At least nine other people – seven students and two teachers – were taken to hospitals with injuries and all are expected to make a full recovery, Smith said.
Colin Gray is being held at the Barrow county detention center.
More than a year ago, the alleged shooter was interviewed by Georgia police after they received tips about online posts threatening a school shooting. Police did not have enough probable cause to arrest him then, according to the Georgia bureau of investigation.
In that 2023 inquiry, the father said he had hunting guns in the house but that his son did not have unsupervised access to them, and the son denied making the threats online, the FBI said.
Georgia state and Barrow county investigators say the younger Gray used an “AR platform style weapon”, or semiautomatic rifle, to carry out the attack in which two teachers and two 14-year-old students were killed.
It remained unclear how the shooter obtained the weapon.
Investigators have yet to comment on what may have motivated the first US campus mass shooting since the start of the school year.
Jackson county sheriff’s investigators closed the case after being unable to substantiate that either Gray was connected to the Discord account where the threats were made, and did not find grounds to seek the needed court order to confiscate the family’s guns, according to police reports released by the sheriff’s office on Thursday.
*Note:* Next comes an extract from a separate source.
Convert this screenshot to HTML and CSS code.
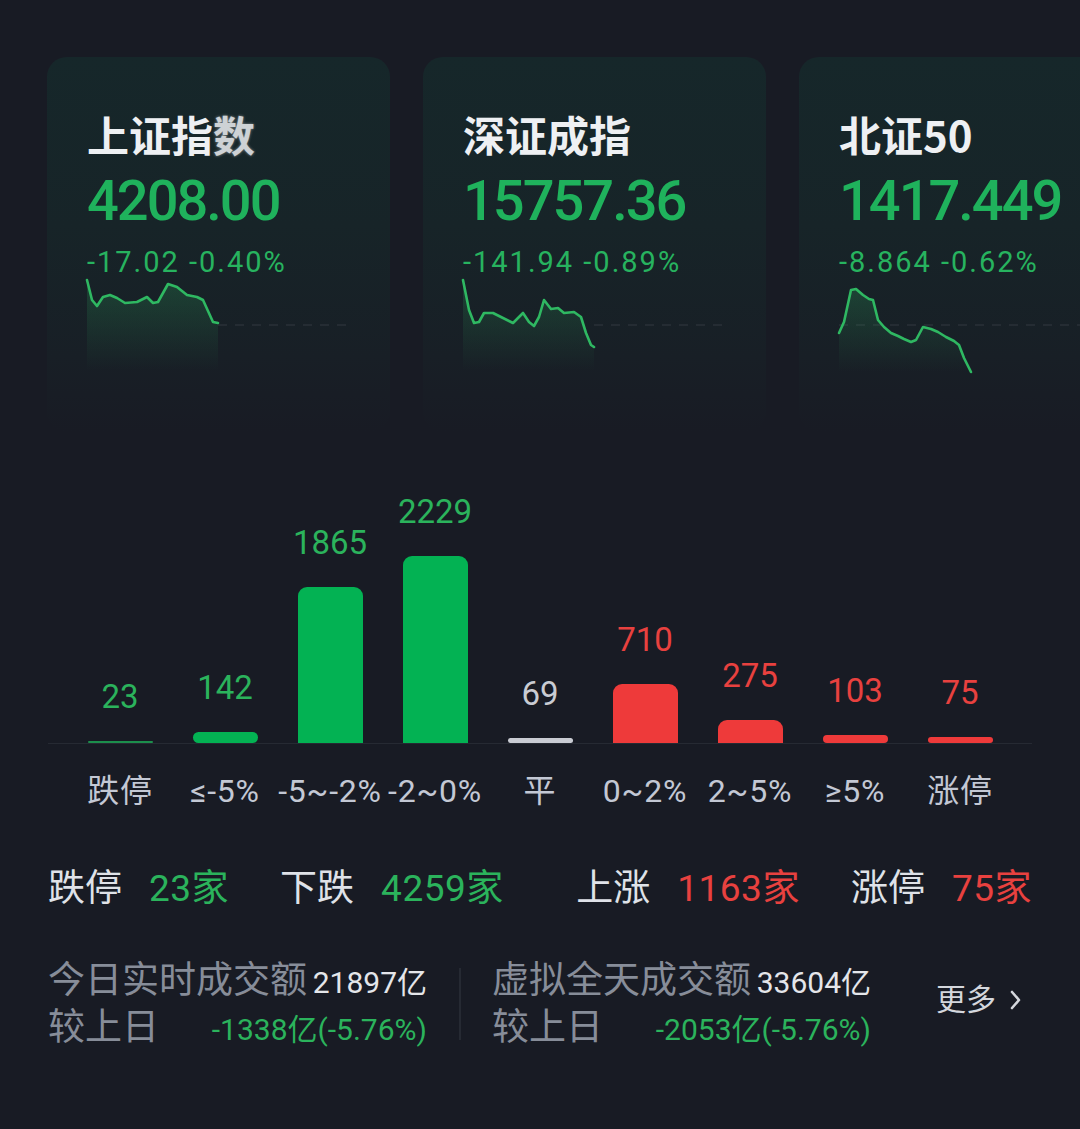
FILE: index.html
```html
<!DOCTYPE html>
<html lang="zh-CN">
<head>
<meta charset="utf-8">
<title>行情</title>
<link rel="stylesheet" href="styles.css">
</head>
<body>
<div class="page">
  <div class="cards">
    <div class="card">
      <div class="card-title">上证指<span class="smudge">数</span></div>
      <div class="card-price">4208.00</div>
      <div class="card-change">-17.02 -0.40%</div>
      <svg class="spark" width="265" height="100" viewBox="0 0 265 100">
        <defs>
          <linearGradient id="f1" x1="0" y1="0" x2="0" y2="1">
            <stop offset="0" stop-color="#2fb864" stop-opacity="0.22"/>
            <stop offset="1" stop-color="#2fb864" stop-opacity="0"/>
          </linearGradient>
        </defs>
        <line x1="131" y1="50" x2="265" y2="50" class="dash"/>
        <path d="M0,5 L5,25 L10,31 L16,22 L23,20 L30,23 L38,28 L50,27 L60,22 L66,28 L71,27 L81,9 L90,12 L100,20 L110,22 L116,25 L126,47 L131,48 L131,96 L0,96 Z" fill="url(#f1)"/>
        <path d="M0,5 L5,25 L10,31 L16,22 L23,20 L30,23 L38,28 L50,27 L60,22 L66,28 L71,27 L81,9 L90,12 L100,20 L110,22 L116,25 L126,47 L131,48" class="line"/>
      </svg>
    </div>
    <div class="card">
      <div class="card-title">深证成指</div>
      <div class="card-price">15757.36</div>
      <div class="card-change">-141.94 -0.89%</div>
      <svg class="spark" width="265" height="100" viewBox="0 0 265 100">
        <defs>
          <linearGradient id="f2" x1="0" y1="0" x2="0" y2="1">
            <stop offset="0" stop-color="#2fb864" stop-opacity="0.22"/>
            <stop offset="1" stop-color="#2fb864" stop-opacity="0"/>
          </linearGradient>
        </defs>
        <line x1="131" y1="50" x2="265" y2="50" class="dash"/>
        <path d="M0,5 L6,35 L11,48 L16,47 L21,38 L30,38 L38,42 L50,48 L60,38 L66,47 L71,51 L76,42 L81,25 L88,34 L95,33 L101,38 L111,37 L118,42 L123,58 L128,70 L131,72 L131,96 L0,96 Z" fill="url(#f2)"/>
        <path d="M0,5 L6,35 L11,48 L16,47 L21,38 L30,38 L38,42 L50,48 L60,38 L66,47 L71,51 L76,42 L81,25 L88,34 L95,33 L101,38 L111,37 L118,42 L123,58 L128,70 L131,72" class="line"/>
      </svg>
    </div>
    <div class="card">
      <div class="card-title">北证50</div>
      <div class="card-price">1417.449</div>
      <div class="card-change">-8.864 -0.62%</div>
      <svg class="spark" width="265" height="100" viewBox="0 0 265 100">
        <defs>
          <linearGradient id="f3" x1="0" y1="0" x2="0" y2="1">
            <stop offset="0" stop-color="#2fb864" stop-opacity="0.22"/>
            <stop offset="1" stop-color="#2fb864" stop-opacity="0"/>
          </linearGradient>
        </defs>
        <line x1="0" y1="50" x2="265" y2="50" class="dash"/>
        <path d="M0,58 L5,47 L12,15 L17,14 L24,20 L30,24 L34,25 L39,45 L45,52 L52,58 L59,61 L65,64 L72,67 L77,65 L84,52 L92,54 L99,57 L107,62 L115,66 L120,70 L125,83 L132,97 L0,97 Z" fill="url(#f3)"/>
        <path d="M0,58 L5,47 L12,15 L17,14 L24,20 L30,24 L34,25 L39,45 L45,52 L52,58 L59,61 L65,64 L72,67 L77,65 L84,52 L92,54 L99,57 L107,62 L115,66 L120,70 L125,83 L132,97" class="line"/>
      </svg>
    </div>
  </div>

  <div class="chart">
    <div class="bars">
      <div class="col"><span class="val green">23</span><div class="bar bar-green bar-thin" style="height:2px"></div></div>
      <div class="col"><span class="val green">142</span><div class="bar bar-green bar-pill" style="height:11px"></div></div>
      <div class="col"><span class="val green">1865</span><div class="bar bar-green" style="height:156px"></div></div>
      <div class="col"><span class="val green">2229</span><div class="bar bar-green" style="height:187px"></div></div>
      <div class="col"><span class="val grey">69</span><div class="bar bar-grey bar-pill" style="height:5px"></div></div>
      <div class="col"><span class="val red">710</span><div class="bar bar-red" style="height:59px"></div></div>
      <div class="col"><span class="val red">275</span><div class="bar bar-red" style="height:23px"></div></div>
      <div class="col"><span class="val red">103</span><div class="bar bar-red bar-pill" style="height:8px"></div></div>
      <div class="col"><span class="val red">75</span><div class="bar bar-red bar-pill" style="height:6px"></div></div>
    </div>
    <div class="axis-labels">
      <span>跌停</span>
      <span>≤-5%</span>
      <span>-5~-2%</span>
      <span>-2~0%</span>
      <span>平</span>
      <span>0~2%</span>
      <span>2~5%</span>
      <span>≥5%</span>
      <span>涨停</span>
    </div>
  </div>

  <div class="stats">
    <div class="stats-half">
      <div class="stat"><span class="stat-label">跌停</span><span class="stat-value green">23家</span></div>
      <div class="stat"><span class="stat-label">下跌</span><span class="stat-value green">4259家</span></div>
    </div>
    <div class="stats-half">
      <div class="stat"><span class="stat-label">上涨</span><span class="stat-value red">1163家</span></div>
      <div class="stat"><span class="stat-label">涨停</span><span class="stat-value red">75家</span></div>
    </div>
  </div>

  <div class="turnover">
    <div class="block">
      <div class="row"><span class="t-label">今日实时成交额</span><span class="t-value">21897亿</span></div>
      <div class="row"><span class="t-label">较上日</span><span class="t-value green">-1338亿(-5.76%)</span></div>
    </div>
    <div class="divider"></div>
    <div class="block">
      <div class="row"><span class="t-label">虚拟全天成交额</span><span class="t-value">33604亿</span></div>
      <div class="row"><span class="t-label">较上日</span><span class="t-value green">-2053亿(-5.76%)</span></div>
    </div>
    <div class="more">更多<svg class="chev" width="12" height="20" viewBox="0 0 12 20"><path d="M2,2 L9,10 L2,18" fill="none" stroke="#d4d7dd" stroke-width="2.6" stroke-linecap="round" stroke-linejoin="round"/></svg></div>
  </div>
</div>
</body>
</html>
```

FILE: styles.css
```css
html, body {
  margin: 0;
  padding: 0;
  width: 1080px;
  height: 1129px;
  overflow: hidden;
  background: #181b24;
}

.page {
  font-family: "Roboto", "Noto Sans CJK SC", sans-serif;
  color: #dfe2e8;
}

.cards {
  display: flex;
  gap: 33px;
  padding: 57px 0 0 47px;
  overflow: hidden;
}

.card {
  flex: 0 0 343px;
  height: 375px;
  box-sizing: border-box;
  padding: 56px 0 0 40px;
  border-radius: 20px;
  background: linear-gradient(180deg, #16272a 0%, #172428 45%, #181f26 80%, #181b24 100%);
  overflow: hidden;
}

.card-title {
  font-family: "Noto Sans CJK SC", sans-serif;
  font-weight: 700;
  font-size: 42px;
  line-height: 42px;
  color: #eef0f3;
  white-space: nowrap;
}

.smudge {
  opacity: 0.85;
  text-shadow: 0 0 3px rgba(238, 240, 243, 0.6);
}

.card-price {
  margin-top: 18px;
  font-size: 56px;
  line-height: 56px;
  font-weight: 500;
  letter-spacing: -2px;
  color: #1fb25c;
  white-space: nowrap;
}

.card-change {
  margin-top: 19px;
  font-size: 29px;
  line-height: 29px;
  letter-spacing: 2px;
  color: #27b35f;
  white-space: nowrap;
}

.spark {
  display: block;
  margin-top: -2px;
  overflow: visible;
}

.spark .line {
  fill: none;
  stroke: #2fb862;
  stroke-width: 2.6;
  stroke-linejoin: round;
  stroke-linecap: round;
}

.spark .dash {
  stroke: #2a3038;
  stroke-width: 1.5;
  stroke-dasharray: 9 8;
}

.chart {
  margin: 51px 48px 0;
}

.bars {
  display: grid;
  grid-template-columns: repeat(9, 1fr);
  height: 260px;
  padding: 0 19.5px;
  border-bottom: 1px solid #262a33;
}

.col {
  display: flex;
  flex-direction: column;
  align-items: center;
  justify-content: flex-end;
}

.val {
  font-size: 33px;
  line-height: 33px;
  margin-bottom: 28px;
}

.green { color: #2bb35c; }
.red { color: #e8413f; }
.grey { color: #c9ccd3; }

.bar {
  width: 65px;
  border-radius: 9px 9px 0 0;
}

.bar-green { background: #03b253; }
.bar-red { background: #ee3a3a; }
.bar-grey { background: #c9ccd3; }

.bar-pill { border-radius: 6px; }
.bar-thin { border-radius: 1px; background: #1c8f4c; }

.axis-labels {
  display: grid;
  grid-template-columns: repeat(9, 1fr);
  padding: 0 19.5px;
  margin-top: 31px;
  font-size: 32px;
  line-height: 32px;
  letter-spacing: 0.8px;
  color: #c3c8d4;
  text-align: center;
  white-space: nowrap;
}

.axis-labels span {
  display: flex;
  justify-content: center;
}

.stats {
  display: flex;
  justify-content: space-between;
  margin: 63px 48px 0;
  font-size: 37px;
  line-height: 37px;
}

.stats-half {
  display: flex;
  gap: 51px;
}

.stat {
  display: flex;
  gap: 27px;
}

.stat-label { color: #dfe2e8; }

.stat-value { letter-spacing: 0.5px; }

.turnover {
  display: flex;
  align-items: center;
  margin: 50px 0 0 48px;
}

.block {
  width: 379px;
  display: flex;
  flex-direction: column;
}

.row {
  display: flex;
  justify-content: space-between;
  align-items: baseline;
  height: 47px;
  line-height: 47px;
  white-space: nowrap;
}

.t-label {
  font-size: 37px;
  color: #878d99;
}

.t-value {
  font-size: 30px;
  color: #e4e6ea;
}

.t-value.green { color: #2bb35c; }

.divider {
  width: 2px;
  height: 72px;
  margin: 0 31px 0 32px;
  background: #262a33;
}

.more {
  margin-left: auto;
  margin-right: 58px;
  margin-bottom: 8px;
  display: flex;
  align-items: center;
  gap: 14px;
  font-size: 30px;
  line-height: 30px;
  color: #d4d7dd;
}

.chev {
  display: block;
}
```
“This case was worked, and at the time the boy was 13, and it wasn’t enough to substantiate,” Janis Mangum, the Jackson county sheriff, said in an interview. “If we get a judge’s order or we charge somebody, we take firearms for safekeeping.”
The younger Gray was taken into custody shortly after the shooting and was being held without bond at the Gainesville regional youth detention center, Glenn Allen, the Georgia department of juvenile justice communications director, said on Thursday.
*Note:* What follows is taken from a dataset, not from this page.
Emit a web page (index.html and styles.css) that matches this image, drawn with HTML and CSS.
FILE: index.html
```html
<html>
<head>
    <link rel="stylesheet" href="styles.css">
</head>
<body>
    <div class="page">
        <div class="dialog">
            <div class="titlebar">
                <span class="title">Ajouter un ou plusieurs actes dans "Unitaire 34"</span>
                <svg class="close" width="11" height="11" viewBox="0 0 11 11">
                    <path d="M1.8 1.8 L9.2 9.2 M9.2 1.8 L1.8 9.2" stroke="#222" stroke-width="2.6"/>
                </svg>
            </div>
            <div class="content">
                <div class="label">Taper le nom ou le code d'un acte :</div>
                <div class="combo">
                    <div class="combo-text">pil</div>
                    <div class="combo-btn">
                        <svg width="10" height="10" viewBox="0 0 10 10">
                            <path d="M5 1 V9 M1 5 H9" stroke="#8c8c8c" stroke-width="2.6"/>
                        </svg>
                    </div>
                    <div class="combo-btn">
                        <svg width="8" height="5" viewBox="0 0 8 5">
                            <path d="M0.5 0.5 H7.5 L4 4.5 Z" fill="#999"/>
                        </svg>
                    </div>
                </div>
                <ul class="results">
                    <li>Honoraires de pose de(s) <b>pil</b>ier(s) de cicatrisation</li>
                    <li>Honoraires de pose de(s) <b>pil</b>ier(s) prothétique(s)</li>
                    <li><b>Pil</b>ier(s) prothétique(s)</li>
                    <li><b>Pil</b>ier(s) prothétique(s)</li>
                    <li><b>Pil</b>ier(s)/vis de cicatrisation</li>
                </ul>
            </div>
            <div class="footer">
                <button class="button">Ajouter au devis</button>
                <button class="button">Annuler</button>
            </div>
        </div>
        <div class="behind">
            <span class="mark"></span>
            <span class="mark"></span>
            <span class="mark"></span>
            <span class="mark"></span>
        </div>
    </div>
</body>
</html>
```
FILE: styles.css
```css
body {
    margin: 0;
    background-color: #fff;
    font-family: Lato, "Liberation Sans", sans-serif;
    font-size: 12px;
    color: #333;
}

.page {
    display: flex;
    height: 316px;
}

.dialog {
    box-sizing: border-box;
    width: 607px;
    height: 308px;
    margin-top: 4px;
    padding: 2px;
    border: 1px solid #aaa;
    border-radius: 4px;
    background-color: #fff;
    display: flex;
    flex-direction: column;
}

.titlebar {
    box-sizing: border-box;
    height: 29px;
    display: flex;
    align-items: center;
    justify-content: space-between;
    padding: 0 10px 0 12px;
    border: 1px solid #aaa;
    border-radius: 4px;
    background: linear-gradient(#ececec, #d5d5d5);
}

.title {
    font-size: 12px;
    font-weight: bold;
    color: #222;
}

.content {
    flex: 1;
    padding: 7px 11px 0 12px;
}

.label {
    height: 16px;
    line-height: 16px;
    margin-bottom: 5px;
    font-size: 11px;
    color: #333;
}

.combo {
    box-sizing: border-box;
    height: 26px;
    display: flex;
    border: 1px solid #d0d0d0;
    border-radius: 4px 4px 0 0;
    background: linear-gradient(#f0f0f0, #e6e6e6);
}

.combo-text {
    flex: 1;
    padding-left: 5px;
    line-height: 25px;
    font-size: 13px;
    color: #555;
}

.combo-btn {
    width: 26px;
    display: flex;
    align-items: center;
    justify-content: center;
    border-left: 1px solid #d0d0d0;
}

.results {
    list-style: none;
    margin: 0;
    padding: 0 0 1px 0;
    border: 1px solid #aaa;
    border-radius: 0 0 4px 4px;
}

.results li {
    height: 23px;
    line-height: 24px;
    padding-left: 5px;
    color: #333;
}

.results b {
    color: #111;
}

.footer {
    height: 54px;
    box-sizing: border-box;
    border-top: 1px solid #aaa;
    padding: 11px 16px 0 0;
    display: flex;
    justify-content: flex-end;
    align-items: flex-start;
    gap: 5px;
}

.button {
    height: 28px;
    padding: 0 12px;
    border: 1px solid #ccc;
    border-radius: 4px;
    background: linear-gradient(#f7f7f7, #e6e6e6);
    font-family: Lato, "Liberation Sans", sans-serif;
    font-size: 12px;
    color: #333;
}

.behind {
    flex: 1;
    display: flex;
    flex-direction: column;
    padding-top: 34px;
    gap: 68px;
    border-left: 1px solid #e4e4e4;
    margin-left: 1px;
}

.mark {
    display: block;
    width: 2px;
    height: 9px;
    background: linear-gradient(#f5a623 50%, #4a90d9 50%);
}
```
His arraignment is set for Friday morning before a Georgia superior court judge in Barrow county by video camera.
While parents are not usually held criminally liable if their child shoots someone, recent high-profile events are evidence that they could face charges in the future. In November 2023, Deja Taylor of Virginia was sentenced to 21 months on two federal charges after her then six-year-old son shot his teacher in January.
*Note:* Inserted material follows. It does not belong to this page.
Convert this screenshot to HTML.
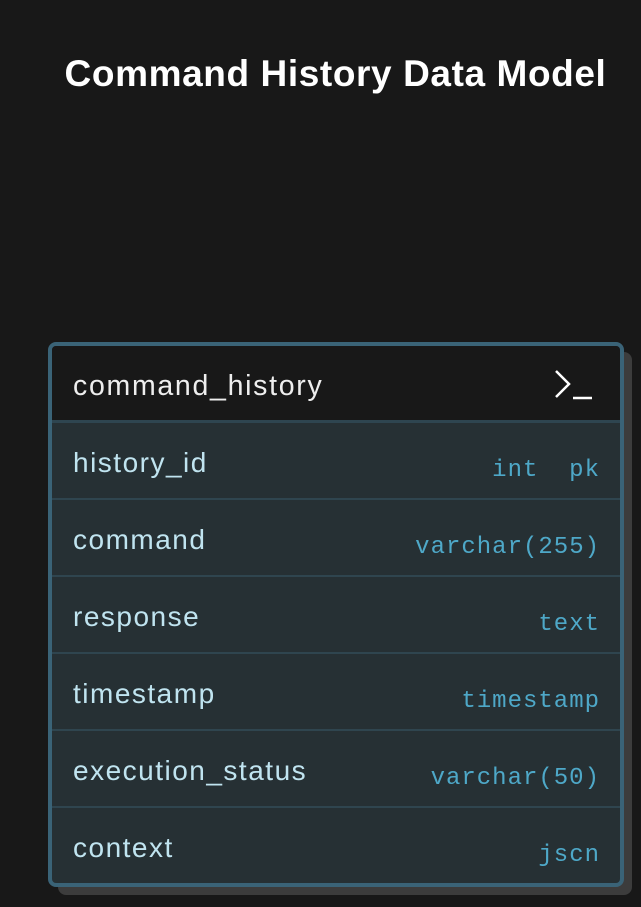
<!DOCTYPE html>
<html><head><style>
body{margin:0;width:641px;height:907px;background:#181818;overflow:hidden;font-family:"Liberation Sans",sans-serif;position:relative}
h1{position:absolute;left:0;width:671px;top:53px;margin:0;text-align:center;color:#fff;font-size:37px;font-weight:bold;letter-spacing:0.6px}
.shadow{position:absolute;left:58px;top:352px;width:574px;height:543px;background:#3c3c3c;border-radius:8px}
.box{position:absolute;left:48px;top:342px;width:568px;height:537px;border:4px solid #3a6377;border-radius:8px;background:#263034;overflow:hidden}
.hdr{height:74px;background:#181818;border-bottom:3px solid #2e4550;position:relative}
.hdr span{position:absolute;left:21px;top:24px;color:#eee;font-size:28.5px;letter-spacing:1.7px}
.row{height:75px;border-bottom:2px solid #2f454f;position:relative}
.row:last-child{border-bottom:none}
.n{position:absolute;left:21px;top:24px;color:#c0e4f0;font-size:28px;letter-spacing:1.5px}
.t{position:absolute;right:20px;top:34px;color:#4ea8c8;font-family:"Liberation Mono",monospace;font-size:24px;letter-spacing:1px}
</style></head><body>
<h1>Command History Data Model</h1>
<div class="shadow"></div>
<div class="box">
<div class="hdr"><span>command_history</span>
<svg style="position:absolute;left:500px;top:22px" width="44" height="34"><path d="M4 3 L17 16 L4 29" stroke="#fff" stroke-width="2.5" fill="none"/><path d="M21 30 H40" stroke="#fff" stroke-width="2.5"/></svg></div>
<div class="row"><span class="n">history_id</span><span class="t">int&nbsp; pk</span></div>
<div class="row"><span class="n">command</span><span class="t">varchar(255)</span></div>
<div class="row"><span class="n">response</span><span class="t">text</span></div>
<div class="row"><span class="n">timestamp</span><span class="t">timestamp</span></div>
<div class="row"><span class="n">execution_status</span><span class="t">varchar(50)</span></div>
<div class="row"><span class="n">context</span><span class="t">jscn</span></div>
</div>
</body></html>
The elder Gray’s arrest also comes months after the unprecedented conviction of the parents of a Michigan high school student who shot and killed four students on 30 November. In February, Jennifer Crumbley was convicted on four counts of involuntary manslaughter. The next month, her husband, James Crumbley, was convicted on the same charges. The pair was sentenced to serve at least 10 years in prison.
“I didn’t really think about what precedent it was setting,” Karen McDonald, the prosecutor for Oakland county who brought the case against the Crumbleys, told CNN on Thursday. “If nothing else I would’ve hoped that the highly publicized details of this case would steer parents and make them think twice.”
“It’s enraging that this could still happen when it’s so easily preventable,” she continued.
This article was amended on 6 September 2024. An early version said Deja Taylor was sentenced to 21 years, not 21 months.